The judge noted that the amount awarded by the jury for pecuniary losses “covers approximately a two-and-a-half-month period of disability. This is contrasted with what the jury awarded for non-pecuniary damages, which shows that they considered only a very modest amount should be awarded.”
“The difficulty in this case,” he added, is that “the award of $600 is not ‘modest’ but rather nil.”
The judge determined that “this is a case in which this Court can, even being ‘particularly careful’ about drawing conclusions from the quantum of a damage award, exercise its discretion to substitute its own award for non-pecuniary damages.”

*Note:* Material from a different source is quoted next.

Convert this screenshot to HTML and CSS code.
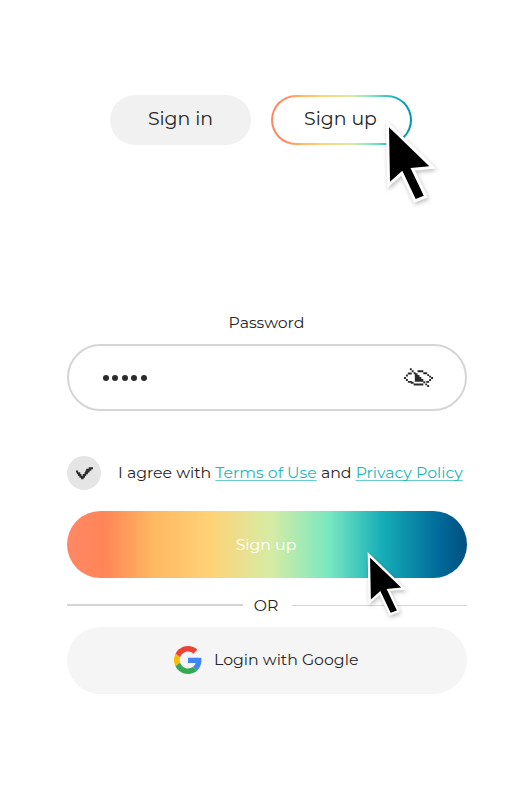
FILE: index.html
```
<!DOCTYPE html>
<html lang="en">
<head>
<meta charset="utf-8">
<title>Sign up</title>
<link rel="stylesheet" href="styles.css">
</head>
<body>
<main class="page">
  <nav class="switch">
    <button class="pill pill-muted">Sign in</button>
    <button class="pill pill-outline">Sign up</button>
    <svg class="cursor cursor-large" viewBox="0 0 50 85" aria-hidden="true">
      <path d="M4 7.300L5 61.700L17.300 50.700L30.700 79L38.800 75.800L25.500 48L44.300 46.200Z"/>
    </svg>
  </nav>
  <form class="form">
    <label class="label">Password</label>
    <div class="field">
      <span class="dots"><i></i><i></i><i></i><i></i><i></i></span>
      <svg class="eye" viewBox="0 0 15 10" aria-hidden="true">
        <path d="M3 0h1v1h-1zM4 1h1v1h-1zM7 1h3v1h-3zM2 2.200h2v1h-2zM5 2h1v1h-1zM10 2h2v1h-2zM1 3.200h1v1h-1zM12 3h1v1h-1zM13 3.800h1v1h-1zM0 4.500h1v1h-1zM14 4.500h1v1h-1zM1 5.500h1v1h-1zM13 5.500h1v1h-1zM2 6.500h2v1h-2zM11.500 6.500h1.500v1h-1.500zM3.500 7h1.500v1h-1.500zM5 7.800h5v1.100h-5zM10 6.700h1v1h-1zM11 7.800h1v1h-1zM12 8.600h1v1h-1zM5.600 2.500h1.400v1h1v1h1v1h1v1.500h-4.400z"/>
      </svg>
    </div>
    <div class="agree">
      <span class="check">
        <svg viewBox="0 0 10 7.500" aria-hidden="true"><path d="M7.500 0h2.500v1.200h-2.500zM6 1h3v1.200h-3zM0 2h1.200v1.200h-1.200zM5.500 2h2.500v1.200h-2.500zM.5 3h2v1.200h-2zM5 3h2v1.200h-2zM1.200 4h2v1.200h-2zM4 4h2v1.200h-2zM2 5h3.300v1.200h-3.300zM3 6h1.500v1.200h-1.500z"/></svg>
      </span>
      <span class="terms">I agree with <a>Terms of Use</a> and <a>Privacy Policy</a></span>
    </div>
    <button class="submit" type="button">Sign up</button>
    <div class="divider"><span class="rule rule-left"></span><span class="or">OR</span><span class="rule rule-right"></span></div>
    <button class="google" type="button">
      <svg class="logo" viewBox="0 0 48 48" aria-hidden="true">
        <path fill="#ea4335" d="M24 9.500c3.540 0 6.710 1.220 9.210 3.600l6.850-6.850C35.900 2.380 30.470 0 24 0 14.620 0 6.510 5.380 2.560 13.220l7.980 6.190C12.430 13.720 17.740 9.500 24 9.500z"/>
        <path fill="#4285f4" d="M46.980 24.550c0-1.570-.15-3.090-.38-4.550H24v9.020h12.940c-.58 2.960-2.260 5.480-4.780 7.180l7.730 6c4.510-4.180 7.090-10.360 7.090-17.650z"/>
        <path fill="#fbbc05" d="M10.530 28.590c-.48-1.450-.76-2.990-.76-4.590s.27-3.140.76-4.590l-7.980-6.190C.92 16.460 0 20.120 0 24s.92 7.540 2.560 10.780l7.970-6.190z"/>
        <path fill="#34a853" d="M24 48c6.480 0 11.930-2.130 15.890-5.810l-7.730-6c-2.150 1.450-4.920 2.300-8.160 2.300-6.260 0-11.570-4.220-13.470-9.910l-7.980 6.190C6.510 42.620 14.620 48 24 48z"/>
      </svg>
      <span>Login with Google</span>
    </button>
    <svg class="cursor cursor-small" viewBox="0 0 50 85" aria-hidden="true">
      <path d="M4 7.300L5 61.700L17.300 50.700L30.700 79L38.800 75.800L25.500 48L44.300 46.200Z"/>
    </svg>
  </form>
</main>
</body>
</html>
```
FILE: styles.css
```
* { box-sizing: border-box; }
body {
  margin: 0;
  background: #fff;
  color: #262626;
  font: 400 15.75px/20px Montserrat, Inter, sans-serif;
}
button { font: inherit; color: inherit; border: 0; padding: 0; }
.page { height: 809px; padding-top: 95px; overflow: hidden; }
.switch { position: relative; display: flex; gap: 20px; width: 301px; margin-left: 110px; }
.pill {
  flex: none;
  width: 141px; height: 50px; border-radius: 25px;
  font-size: 18.900px; padding-bottom: 2px;
}
.pill-muted { background: #f1f1f1; }
.pill-outline {
  border: 2px solid transparent;
  padding-right: 2px;
  background:
    linear-gradient(#fff, #fff) padding-box,
    linear-gradient(90deg, #ff8765, #ff8558 10%, #ffb962 22%, #ffd277 36%, #d6eca5 58%, #78e8c1 72%, #16adb8 90%, #0093ad 100%) border-box;
}
.cursor { position: absolute; overflow: visible; filter: drop-shadow(1px 2px 2px rgba(0, 0, 0, .25)); }
.cursor path {
  fill: #000; stroke: #fff; stroke-width: 6px;
  stroke-miterlimit: 8; paint-order: stroke;
}
.cursor-large { left: 275px; top: 25px; width: 50px; height: 85px; }
.form { position: relative; width: 400px; margin: 162px 0 0 67px; }
.label { display: block; height: 37px; text-align: center; line-height: 31px; padding-right: 1px; }
.field {
  display: flex; align-items: center; justify-content: space-between;
  height: 67px; padding: 0 32px 0 34px;
  border: 2px solid #d5d5d5; border-radius: 34px;
}
.dots { display: flex; gap: 3.400px; }
.dots i { width: 6px; height: 6px; border-radius: 50%; background: #2b2b2b; }
.eye { width: 29px; height: 20px; fill: #2b2b2b; }
.agree { display: flex; align-items: center; height: 34px; margin-top: 45px; }
.check {
  display: grid; place-items: center;
  width: 34px; height: 34px; border-radius: 50%; background: #e5e5e5;
}
.check svg { width: 17px; height: 13px; fill: #2b2b2b; }
.terms { margin-left: 17px; padding-bottom: 1px; white-space: nowrap; }
.terms a {
  color: #20b8b8;
  text-decoration: underline 1px #65cfcf;
  text-underline-offset: 2px;
  text-decoration-skip-ink: none;
}
.submit {
  display: block; width: 400px; height: 67px; margin-top: 21px;
  border-radius: 34px; color: #fff; padding-right: 2px;
  background: linear-gradient(90deg, #ff8765, #ff8558 9%, #ffb962 22%, #ffd277 36%, #d6eca5 51%, #78e8c1 65.500%, #16adb8 79%, #006a9a 93%, #00507f);
}
.divider { display: flex; align-items: center; height: 49px; padding-top: 5px; }
.rule { height: 2px; background: #d5d5d5; }
.rule-left { width: 176px; }
.rule-right { width: 175px; height: 1px; }
.or { flex: 1; text-align: center; padding: 1px 3px 0 0; }
.google {
  display: flex; align-items: center;
  width: 400px; height: 67px; border-radius: 34px; padding: 0 0 1px 107px; background: #f5f5f5;
}
.logo { width: 28px; height: 28px; margin-right: 12px; }
.cursor-small { left: 300px; top: 245px; width: 38.500px; height: 65.500px; }
```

Justice Abrioux found it was in “the interests of justice” to substitute the award in order to “avoid the time and expense of a new trial and preclude the appellant from having a second occasion to argue that a greater award was appropriate for all heads of damages notwithstanding the clear views of the jury in this case as to Mr. Valdez’s credibility.”
With regards to the issue of quantum, the judge determined that “the benchmark should not be the lowest possible award, but rather an amount that is fair to both parties and bearing in mind the evidence, outlined above, that the jury probably accepted in reaching its verdict.”
In his view, the award “should be based on the jury having found that the injuries sustained in the accident rendered Mr. Valdez disabled for approximately two and a half months with some ongoing pain, suffering and loss of amenities of life thereafter which resolved at some unspecified period before he was assessed by Dr. Wong in September 2019.”
He noted that “[G]iven: the appellant’s age; that his pain and suffering and loss of amenities of life resulted from a combination of new injuries sustained in the accident and pre-existing conditions; and there was a basis for the jury’s skepticism which arose from unreliable self-reporting to some of the medical providers and his evidence at the trial,” he considered “an appropriate range for non-pecuniary damages in this case to be $30,000 to $40,000 with the mid-point, being $35,000, constituting an award that is fair to the parties.”
In a decision released Sept. 6, Justice Abrioux, with Justices John Hunter and Karen Horsman in agreement, allowed the appeal and substituted “an award of $35,000 for non‑pecuniary damages.”
Counsel for the parties did not respond to request for comment before press time.